Stolen art ends up in the hands of the most passionate private collectors. Otherwise, there's not much point to stealing it. And as much as it sucks, there's a sense of pride to be had by having your work stolen; I made something so beautiful and they wanted it so badly that it drove them to break the law to possess it. I must be doing something right.
Further further reading:
The Irish Game by Matthew Hart - really fascinating reading
In what language did the thieves order the workers and guests about? Headline should read: "Polyglot pilferers plunder priceless paintings."
Has anyone checked that Russian guy's yacht?
@EBARRETT3
In what particular case? The article I posted was about the National Museum. I assume you mean those particular pieces of art?
A lot of the stuff stolen was actually recovered later on, mostly because it was stolen by people who didn't know what to do with it (common looters).
I remember reading another article with a quote from a dealer mentioning how after the museum was looted, he got calls from several collectors asking if he had any of the stuff/could get some of the stuff. He was horrified.
ceci n'est pas un vol.
OK, so this painting is called Olympia and the recent theft of Warhol's Athletes paintings - http://arttheftcentral.blogspot.com/2009/09/warhol-athletes-series-theft.html - would suggest to me a sport connection. Maybe they were to stolen to order by the same person?

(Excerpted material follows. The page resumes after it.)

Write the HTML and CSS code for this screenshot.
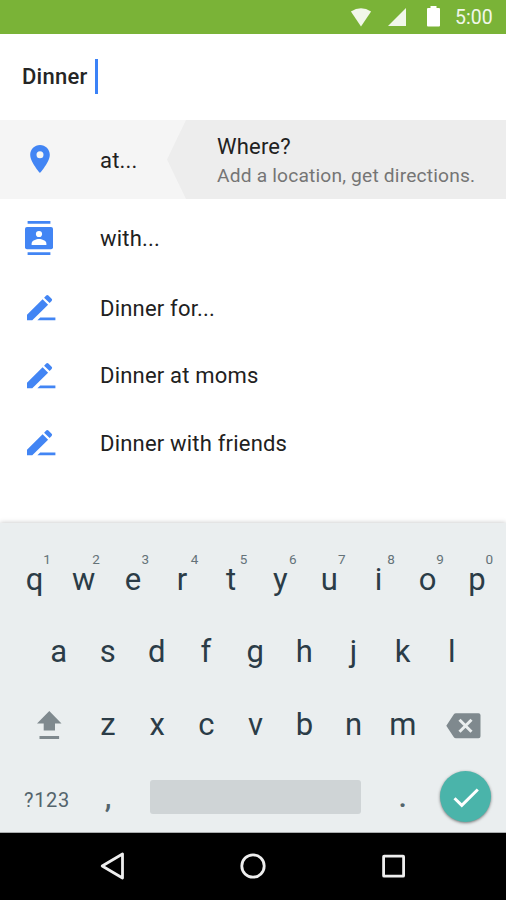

Are there any other paintings/artworks with this theme that they should be getting extra protection on do you think?
There was a massive art scandal here in the Netherlands this spring. Rob Noortman, a respected art dealer based in Maastricht, died in 2007. He had founded TEFAF (the European Fine Art Fair), which is held every March in Maastricht. The city honored him in 2006 and he was in line for posthumous royal favor.
This year, nine paintings that had been stolen from his collection in 1987 resurfaced. They'd been insured by Lloyds and were assumed to have been destroyed. A private detective named Ben Zuidema had other ideas, and working with the police, recovered eight of them. According to the detective, one of the thieves had contacted him and said that Noortman had hired them and ordered them to burn the works. Happily they didn't.
The story broke during this year's TEFAF.
Among the recovered works were one by Pissaro, a Renoir and "Some Monkeys" by Jan Brueghel (The Younger). I Googled that one; it's a reference to the Tulipmania of 1637.
I was impressed by today's Independent newspaper, which carried a large photo of this painting on the front page, in glorious colour.
Americans are always astounded that The Sun carries naked breasts on page 3. I'm glad the indie goes one (two?) better. I wonder if any US papers carried this image, and if so, on what page?
(Today's Indie also had a fun vitriol-filled mini biography of the Queen Mum by Johann Hari, which I recommend wholeheartedly. More of a hag-ography than a hagiography).